Teammates say Anthony is usually laid back and affable, quick to joke around and laugh. But his demeanor wasn't so warm while sitting in the visitor's lockerroom at the Barclays Center on March 12. The Nets put up 67 points in the first half against Anthony and the Knicks, and according to people with knowledge of the event, Hornacek was livid, delivering an expletive-filled assessment of his team's play. Anthony had a few things to say after his coach was finished, saying to no one in particularthat "this whole thing" is a "joke" and adding "f--- this place" loud enough for most in the room to hear. Associate head coach Kurt Rambis responded to Anthony directly, asking him if he had anything he wanted to say. "Yeah, I have something to say: This place is a f---ing joke," Anthony responded. Rambis had his own R-rated retort, essentially questioning Anthony's effort. Some teammates in the room were stunned by the back and forth. The situation was defused when one of the players said to a few others, "F--- this, let's go shoot around."

7. Divergent drama

Of course, the Anthony drama wasn't the only issue hanging over the franchise. Young star Porzingis skipped his exit meeting with Jackson and then general manager Steve Mills over what team sources described as frustration with the drama and dysfunction surrounding the franchise. Jackson and the Knicks then discussed potential trades of Porzingis with several teams in the days and weeks leading up to the NBA draft. Those conversations were painted in some corners as Jackson teaching Porzingis a lesson after the skipped exit meeting, but multiple sources familiar with the matter say that there were members of the organization in favor of trading Porzingis at the time.

8. Competitors make their pitch

With trade rumors swirling as the draft neared, Anthony was in Paris along with several other NBA stars. His future with the Knicks was up in the air, and some of his contemporaries started recruiting him. Among those Anthony heard from? Jimmy Butler, who along with Dwyane Wade tried to convince Anthony to waive his no-trade clause and head to the Chicago Bulls. Of course, Butler was traded to Minnesota on draft night, and Wade agreed to a buyout and signed with Cleveland and LeBron James in September. Anthony later revealed that several other potential trades were discussed leading up to the draft. ESPN's Ramona Shelburne reported that the franchise decided it would not buy out Anthony, a sticking point that was one factor behind owner James Dolan's parting ways with Jackson shortly after the draft.

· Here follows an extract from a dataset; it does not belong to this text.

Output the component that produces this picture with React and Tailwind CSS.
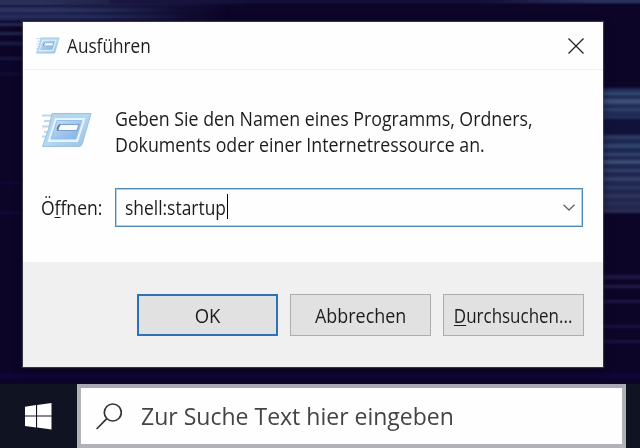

9. Phil's out. OK with you, Melo?

In early August, a few weeks after a nearly agreed-upon deal to send Anthony to Houston fell apart, Anthony was in Baltimore for the finals of The Basketball Tournament (a public, five-on-five, winner-take-all event) and a few community service projects around his hometown. Anthony said he was at peace with his uncertain situation, though he was still set on escaping New York, according to people familiar with his thinking. The subject of Jackson came up, and Anthony was asked about Dolan's decision to let Jackson go. "That was a business decision," Anthony said with a wry smile. "Dolan has to run his organization." Months later, those who spent time around the Knicks during the Anthony-Jackson era said there was no one incident that led to friction between the two men. Hall of Famer Walt "Clyde" Frazier, a teammate of Jackson's with the Knicks and an analyst for MSG Network, believes things might have worked out if the Zen Master had communicated more frequently with his star. "I think you can't motivate people unless you communicate," Frazier said. "But there was silence [from Jackson]. He never said anything."

10. He's no Rocket man

Anthony, along with most of the rest of the NBA, said in September that he strongly believed he'd be traded to Houston in early July. He'd been talking to friends about teaming up with Chris Paul and, eventually, LeBron James in Houston and how the Rockets could match up with the defending champion Golden State Warriors. He went as far as to detail individual matchups between that hypothetical Rockets team and the Warriors, surmising that he and the Rockets could take out the Warriors. For most of the offseason, Anthony was confident that the Knicks and Rockets would get a deal together. One potential trade involving the Bucks as a third team, with Jabari Parker headed to New York, was discussed. The Lakers and Trail Blazers, among other teams, had interest in dealing for Anthony. But ultimately, nothing came to fruition. Anthony was stuck in New York until new president Steve Mills and general manager Scott Perry moved him to Oklahoma City shortly before training camp.

11. A new leader emerges

Porzingis stood a few feet off of the court at Chesapeake Energy Arena shortly before the Knicks' season opener in late October, talking about leading a team without Anthony."I never doubt myself," he said. "I never feel like I'm not ready for something, even if it's the most difficult challenge in my life. ... I'm never too afraid of a situation. I'm here now, I had a great experience watching Melo, how he does stuff on and off the court. I think that's what I'm going to use to go forward." Now, it seems clear that Porzingis was ready for the challenge in the first season after the Jackson-Anthony era.

Some had surmised that Anthony was preventing Porzingis and the Knicks from playing the way they have early in the season: with solid ball and player movement and an honest effort on defense. But the 22-year-old Porzingis strongly rejected that theory. "Not at all," he said. "I can't say a bad thing about Melo."